Records with interface code
--------------------------------
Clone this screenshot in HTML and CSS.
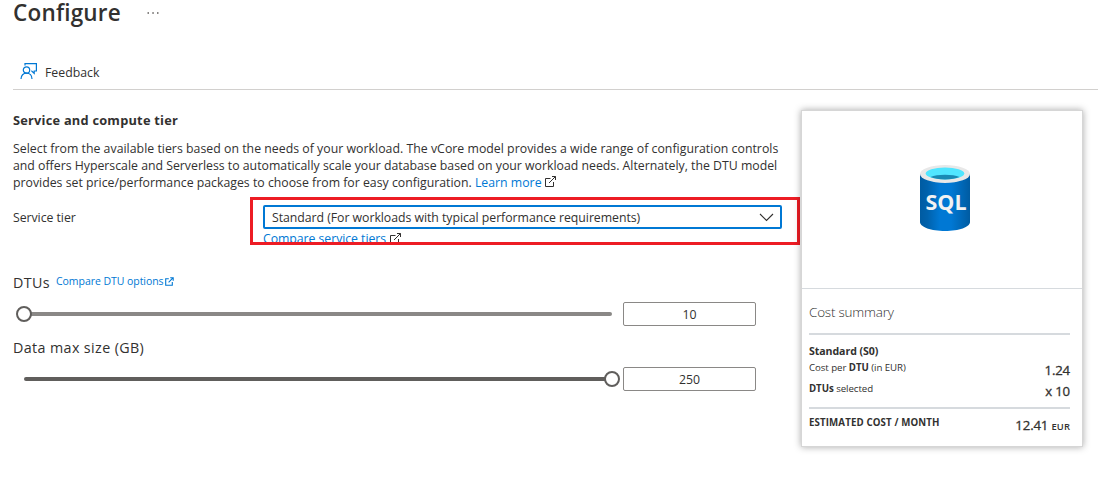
FILE: index.html
```html
<!DOCTYPE html>
<html lang="en">
<head>
<meta charset="utf-8">
<title>Configure</title>
<link rel="stylesheet" href="styles.css">
</head>
<body>
<svg class="defs" width="0" height="0">
  <symbol id="popout" viewBox="0 0 11 11">
    <path d="M5.5 2.5H.5v8h8V6M7 .5h3.500V4M10.500.5 4 7" fill="none" stroke="currentColor"/>
  </symbol>
</svg>
<header class="title-bar">
  <h1 class="title">Configure</h1>
  <svg class="more" width="12" height="2" viewBox="0 0 12 2"><path d="M.5 .2h1.500v1.500H.5zM5.300 .2h1.500v1.500H5.300zM10 .2h1.500v1.500H10z" fill="#605e5c"/></svg>
</header>
<nav class="toolbar">
  <svg class="feedback-icon" width="18" height="18" viewBox="0 0 18 18" fill="none" stroke="#0078d4" stroke-width="1.200">
    <circle cx="6.500" cy="8" r="3.200"/>
    <path d="M1 17c0-3.500 2.300-5.800 5.500-5.800S12 13.500 12 17M5 3.500V1.600h11.400V9h-2.200v2.300L11.700 9h-.5"/>
  </svg>
  <span class="feedback">Feedback</span>
</nav>
<div class="content">
  <main class="form">
    <h2 class="heading">Service and compute tier</h2>
    <p class="description">
      <span class="line l1">Select from the available tiers based on the needs of your workload. The vCore model provides a wide range of configuration controls</span>
      <span class="line l2">and offers Hyperscale and Serverless to automatically scale your database based on your workload needs. Alternately, the DTU model</span>
      <span class="line l3">provides set price/performance packages to choose from for easy configuration. <a class="link">Learn more</a> <svg class="popout" width="11" height="11"><use href="#popout"/></svg></span>
    </p>
    <div class="tier-row">
      <label class="tier-label">Service tier</label>
      <div class="highlight">
        <div class="select">
          <span class="select-text">Standard (For workloads with typical performance requirements)</span>
          <svg width="15" height="9" viewBox="0 0 15 9"><path d="M1 1l6.500 6.500L14 1" fill="none" stroke="#323130" stroke-width="1.100"/></svg>
        </div>
        <div class="compare"><a class="link compare-text">Compare service tiers</a><svg class="popout" width="11" height="11"><use href="#popout"/></svg></div>
      </div>
    </div>
    <div class="dtu-label"><span class="size-label dtus">DTUs</span><a class="link small-link">Compare DTU options</a><svg class="small-popout" width="9" height="9" viewBox="0 0 9 9"><path d="M3.800 1.700H.7v6.600h6.600V5M5.200.7h3v3M8.200.7 3.600 5.300" fill="none" stroke="#0078d4" stroke-width="1.100"/></svg></div>
    <div class="slider-row">
      <div class="slider light"><i class="thumb start"></i></div>
      <div class="number">10</div>
    </div>
    <div class="size-label data-label">Data max size (GB)</div>
    <div class="slider-row">
      <div class="slider dark"><i class="thumb end"></i></div>
      <div class="number">250</div>
    </div>
  </main>
  <aside class="card">
    <div class="hero">
      <svg class="sql" width="50" height="66" viewBox="0 0 50 66">
        <defs><linearGradient id="body"><stop offset="0" stop-color="#005ba1"/><stop offset=".15" stop-color="#0062ad"/><stop offset=".4" stop-color="#0078d4"/><stop offset=".62" stop-color="#0078d4"/><stop offset="1" stop-color="#005ba1"/></linearGradient></defs>
        <path d="M0 9v48c0 5 11.200 9 25 9s25-4 25-9V9z" fill="url(#body)"/>
        <ellipse cx="25" cy="9" rx="25" ry="9" fill="#e8e8e8"/>
        <ellipse cx="25" cy="8.500" rx="19.300" ry="5.900" fill="#50e6ff"/>
        <path d="M10.500 12C14 10.500 19 9.800 25 9.800s11 .7 14.500 2.200c-3.500 1.600-8.500 2.400-14.500 2.400S14 13.600 10.500 12z" fill="#198ab3"/>
        <text class="sql-text" x="5.500" y="45" textLength="41" lengthAdjust="spacingAndGlyphs">SQL</text>
      </svg>
    </div>
    <div class="summary">
      <div class="summary-title"><span>Cost summary</span></div>
      <div class="costs">
        <div class="plan"><span>Standard (S0)</span></div>
        <div class="cost-row first"><span class="key k1">Cost per <b>DTU</b> (in EUR)</span><span class="value">1.24</span></div>
        <div class="cost-row second"><span class="key k2"><b>DTUs</b> selected</span><span class="value">x 10</span></div>
      </div>
      <div class="cost-row total"><span class="key k3"><b>ESTIMATED COST / MONTH</b></span><span class="value">12.41 <small class="currency">EUR</small></span></div>
    </div>
  </aside>
</div>
</body>
</html>
```
FILE: styles.css
```css
* { box-sizing: border-box; }
body {
  margin: 0;
  width: 1098px;
  height: 489px;
  overflow: hidden;
  background: #fff;
  color: #323130;
  font: 12.3px/17px "Open Sans", "Noto Sans", sans-serif;
  white-space: nowrap;
}
.defs { position: absolute; }
svg { flex: none; }
.title-bar { display: flex; height: 52px; padding-left: 13px; }
.title { margin: 0; width: 134px; font-size: 22.5px; line-height: 26px; font-weight: 600; letter-spacing: .2px; }
.more { margin-top: 12px; }
.toolbar { display: flex; margin-left: 13px; height: 38px; border-bottom: 1px solid #d2d0ce; padding: 10px 0 0 7px; }
.feedback { margin: 2px 0 0 7px; }
.content { display: flex; padding-left: 13px; }
.form { width: 788px; padding-top: 22px; }
.heading { margin: 0; font-size: 12.8px; line-height: 17px; font-weight: 700; letter-spacing: .23px; }
.description { margin: 11px 0 0; }
.line { display: block; height: 17px; }
.l1 { letter-spacing: .021px; }
.l2 { letter-spacing: -.004px; }
.link { color: #0078d4; }
.popout { color: #323130; }
.tier-row { display: flex; margin-top: 6px; }
.tier-label { width: 237px; padding-top: 12px; letter-spacing: -.05px; }
.highlight { width: 550px; height: 48px; border: 3px solid #ed1c24; padding: 5px 0 0 10px; overflow: hidden; }
.select { width: 519px; height: 24px; border: 2px solid #0078d4; border-radius: 2px; display: flex; align-items: center; justify-content: space-between; padding: 0 6px 0 7px; }
.select-text { letter-spacing: -.045px; }
.compare { display: flex; align-items: center; gap: 4px; height: 19px; }
.compare-text { letter-spacing: -.06px; }
.dtu-label { display: flex; align-items: center; height: 22px; margin-top: 26px; }
.size-label { font-size: 14.3px; line-height: 20px; }
.dtus { width: 43px; padding-top: 2px; letter-spacing: .4px; }
.small-link { font-size: 10.5px; height: 18px; letter-spacing: -.05px; }
.small-popout { margin: -2px 0 0 1px; }
.slider-row { display: flex; align-items: center; height: 24px; margin-top: 9px; gap: 11px; padding-left: 11px; }
.slider { display: flex; align-items: center; width: 588px; height: 4px; border-radius: 2px; }
.light { background: #8a8886; }
.dark { background: #605e5c; }
.thumb { width: 16px; height: 16px; border: 2px solid #605e5c; border-radius: 50%; background: #fff; flex: none; }
.start { margin-left: -8px; }
.end { margin-left: 580px; }
.number { width: 133px; height: 24px; border: 1px solid #8a8886; border-radius: 2px; text-align: center; line-height: 23px; }
.data-label { margin-top: 12px; height: 20px; letter-spacing: .38px; }
.card { width: 282px; height: 337px; margin-top: 20px; border: 1px solid #d6d6d6; box-shadow: 0 0 7px rgba(0,0,0,.35); }
.hero { height: 178px; border-bottom: 1px solid #d6dade; padding: 54px 0 0 118px; }
.sql { display: block; }
.sql-text { font: 700 22px "Open Sans", sans-serif; fill: #f2f2f2; }
.summary { padding: 0 12px 0 7px; }
.summary-title { height: 46px; border-bottom: 2px solid #d6dade; padding-top: 14px; font-size: 13.5px; font-weight: 300; line-height: 19px; letter-spacing: -.22px; }
.costs { height: 74px; border-bottom: 2px solid #d6dade; padding-top: 7px; }
.plan { font-size: 10.6px; font-weight: 700; line-height: 18px; letter-spacing: -.08px; height: 19px; }
.cost-row { display: flex; justify-content: space-between; }
.key { font-size: 9.7px; line-height: 14px; }
.key b { font-weight: 700; }
.k1, .k2 { letter-spacing: -.06px; }
.value { font-size: 13.2px; line-height: 18px; font-weight: 400; letter-spacing: -.15px; -webkit-text-stroke: .3px #323130; }
.first, .second { height: 21px; }
.total { padding-top: 7px; }
.k3 { letter-spacing: .13px; }
.currency { font-size: 9.4px; font-weight: 600; letter-spacing: .1px; -webkit-text-stroke: 0; }
```
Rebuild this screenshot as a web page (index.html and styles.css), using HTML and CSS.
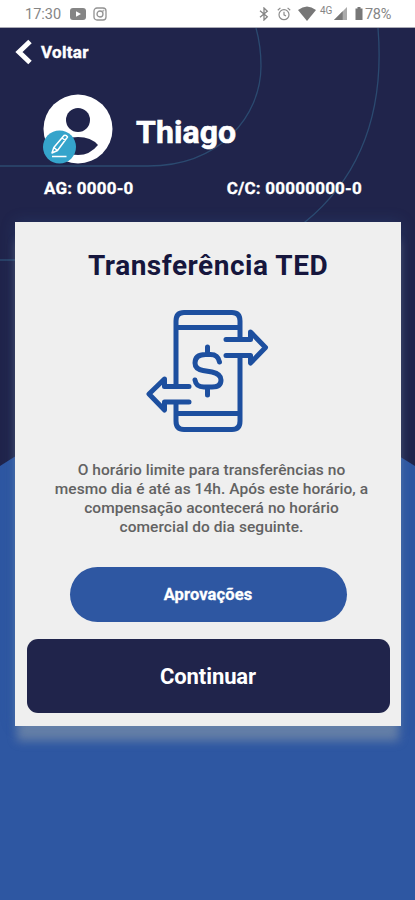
FILE: index.html
```html
<!DOCTYPE html>
<html lang="pt-BR">
<head>
<meta charset="utf-8">
<meta name="viewport" content="width=device-width, initial-scale=1">
<title>Transferência TED</title>
<link rel="stylesheet" href="styles.css">
</head>
<body>
<div class="status">
  <span class="time">17:30</span>
  <svg class="yt" width="16" height="12" viewBox="0 0 16 12"><rect width="16" height="12" rx="3" fill="#858585"/><path d="M6 3.2v5.6L11 6z" fill="#fff"/></svg>
  <svg class="ig" width="14" height="14" viewBox="0 0 14 14" fill="none" stroke="#929292" stroke-width="1.3"><rect x="1" y="1" width="12" height="12" rx="3"/><circle cx="7" cy="7" r="3"/><circle cx="10.4" cy="3.6" r=".3"/></svg>
  <svg class="bt" width="10" height="14" viewBox="0 0 10 14" fill="none" stroke="#858585" stroke-width="1.3"><path d="M1 3.8l7.3 6L5 13V1l3.3 3.2L1 10.2"/></svg>
  <svg class="alarm" width="14" height="14" viewBox="0 0 14 14" fill="none" stroke="#8c8c8c" stroke-width="1.2"><circle cx="7" cy="7.7" r="5"/><path d="M7 4.8v3l2 1.3M.8 3.2l2.6-2.3M13.2 3.2L10.6.9"/></svg>
  <svg class="wifi" width="18" height="15" viewBox="0 0 18 15"><path d="M0 4Q9-3 18 4L9 15z" fill="#777"/></svg>
  <span class="net">4G</span>
  <svg class="signal" width="13" height="13" viewBox="0 0 13 13"><path d="M0 13L13 0v13z" fill="#aaa"/><path d="M0 13L8.700 4.300V13z" fill="#777"/></svg>
  <svg class="battery" width="8" height="13" viewBox="0 0 8 13"><path d="M.5 1.500h2V0h3v1.500h2V13h-7z" fill="#777"/></svg>
  <span class="percent">78%</span>
</div>
<main class="screen">
  <svg class="backdrop" width="415" height="872" viewBox="0 28 415 872">
    <path d="M0 466Q208 330 415 466V900H0z" fill="#2e57a2"/>
    <g fill="none" stroke="#2b4a70" stroke-width="1.300">
      <path d="M0 166H148C220 166 261 116 261 66Q261 46 256 28"/>
      <path d="M0 260H190C240 260 274 248 305 222C360 177 385 114 378 28"/>
    </g>
  </svg>
  <header class="top">
    <a class="back">
      <svg width="18" height="26" viewBox="0 0 18 26"><path d="M16 2.500L5 13L16 23.500" fill="none" stroke="#fff" stroke-width="5"/></svg>
      <span class="back-label">Voltar</span>
    </a>
    <div class="profile">
      <svg class="avatar" width="70" height="71" viewBox="0 0 70 71">
        <circle cx="35" cy="35" r="34.500" fill="#fff"/>
        <circle cx="35" cy="26" r="12" fill="#20244b"/>
        <path d="M15 51Q22 43 35 43Q48 43 55 51Q47 61 35 61Q22 61 15 51z" fill="#20244b"/>
        <circle cx="16.500" cy="53" r="16.500" fill="#35a4cb"/>
        <g fill="none" stroke="#fff" stroke-width="1.500" stroke-linejoin="round"><path d="M9 59l1.800-5.500L21 41.500Q23 40.500 24.500 43L14.500 56.500zM10.800 53.500l3.700 3M19 44l3.500 2.500M9 62.500h14.500"/></g>
      </svg>
      <h1 class="name">Thiago</h1>
    </div>
    <div class="account"><span class="agency">AG: 0000-0</span><span class="number">C/C: 00000000-0</span></div>
  </header>
  <section class="card">
    <h2 class="title">Transferência TED</h2>
    <svg class="transfer" width="124" height="124" viewBox="0 0 124 124" fill="none" stroke="#1d4f9f" stroke-width="5" stroke-linecap="round" stroke-linejoin="round">
      <path d="M31 77V12Q31 3.500 39 3.500H87Q95 3.500 95 12V30M95 48V112Q95 120.500 87 120.500H39Q31 120.500 31 112V95M31 18.500H95M31 104.500H95"/>
      <path d="M81 30.500H105.500V23L120.500 38.500L105.500 54V46.500H81M44 77.500H19.500V70L4 85L19.500 101V93H44"/>
      <path d="M62.500 38V45M62.500 79V86M74.500 53Q73 45.500 65.500 45.500H60.500Q50 45.500 50 54Q50 60 58 61.500L67 63Q76 65 76 71Q76 78 67 78H59Q51 78 50 71" stroke-width="5"/>
    </svg>
    <p class="notice">
      <span class="l1">O horário limite para transferências no</span>
      <span class="l2">mesmo dia é até as 14h. Após este horário, a</span>
      <span class="l3">compensação acontecerá no horário</span>
      <span class="l4">comercial do dia seguinte.</span>
    </p>
    <button class="approve">Aprovações</button>
    <button class="next">Continuar</button>
  </section>
</main>
</body>
</html>
```
FILE: styles.css
```css
* { box-sizing: border-box; }
body { margin: 0; width: 415px; height: 900px; overflow: hidden; font-family: Roboto, "Liberation Sans", sans-serif; background: #20244b; }
h1, h2, p { margin: 0; }
svg { display: block; flex: none; }
.status { display: flex; align-items: center; height: 28px; padding-left: 25px; background: #fff; border-bottom: 1px solid #aaaab5; color: #858585; font-size: 14.5px; line-height: 27px; white-space: nowrap; }
.time { width: 45px; padding-top: 1px; }
.ig { margin-left: 7px; }
.bt { margin-left: 152px; }
.alarm { margin-left: 8px; }
.wifi { margin-left: 7px; }
.net { margin-left: 4px; width: 14px; font-size: 10px; line-height: 10px; align-self: flex-start; margin-top: 6px; }
.battery { margin-left: 8px; }
.percent { margin-left: 2px; padding-top: 1px; letter-spacing: -.3px; }
.screen { position: relative; height: 872px; }
.backdrop { position: absolute; inset: 0; z-index: -1; }
.top { height: 194px; color: #fff; padding-top: 11px; }
.back { display: flex; align-items: center; height: 26px; padding-left: 14px; }
.back-label { margin-left: 9px; font-size: 17px; font-weight: 700; line-height: 26px; letter-spacing: .3px; -webkit-text-stroke: .4px; }
.profile { display: flex; align-items: center; height: 71px; margin: 29px 0 0 43px; }
.name { margin: 4px 0 0 23px; font-size: 32px; font-weight: 700; line-height: 38px; letter-spacing: .1px; -webkit-text-stroke: .6px; }
.account { display: flex; justify-content: space-between; padding: 12px 53px 0 44px; font-size: 17px; line-height: 22px; font-weight: 700; letter-spacing: .22px; -webkit-text-stroke: .3px; }
.card { width: 386px; height: 504px; margin-left: 15px; padding: 27px 12px 0; background: #efefef; box-shadow: 0 17px 9px -2px rgba(180,185,175,.4), 0 0 14px rgba(60,110,175,.22); display: flex; flex-direction: column; align-items: center; }
.title { margin-top: 1px; font-size: 28px; line-height: 32px; font-weight: 700; color: #16163d; white-space: nowrap; letter-spacing: .52px; }
.transfer { margin-top: 27px; margin-left: -2px; }
.notice { margin: 28px 0 0 7px; display: flex; flex-direction: column; align-items: center; color: #626262; font-size: 15.5px; line-height: 19px; font-weight: 500; white-space: nowrap; letter-spacing: .05px; }
.approve { margin-top: 30px; width: 277px; height: 55px; border: 0; border-radius: 28px; color: #fff; background: #2e57a2; font: 700 16.500px Roboto, sans-serif; letter-spacing: .12px; -webkit-text-stroke: .3px; }
.next { margin-top: 17px; width: 363px; height: 74px; padding: 0; flex: none; border: 0; border-radius: 11px; color: #fff; background: #20244b; font: 700 22px Roboto, sans-serif; letter-spacing: -.1px; }
```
--------------------------------
Give only the number of lines that include the word "this".

2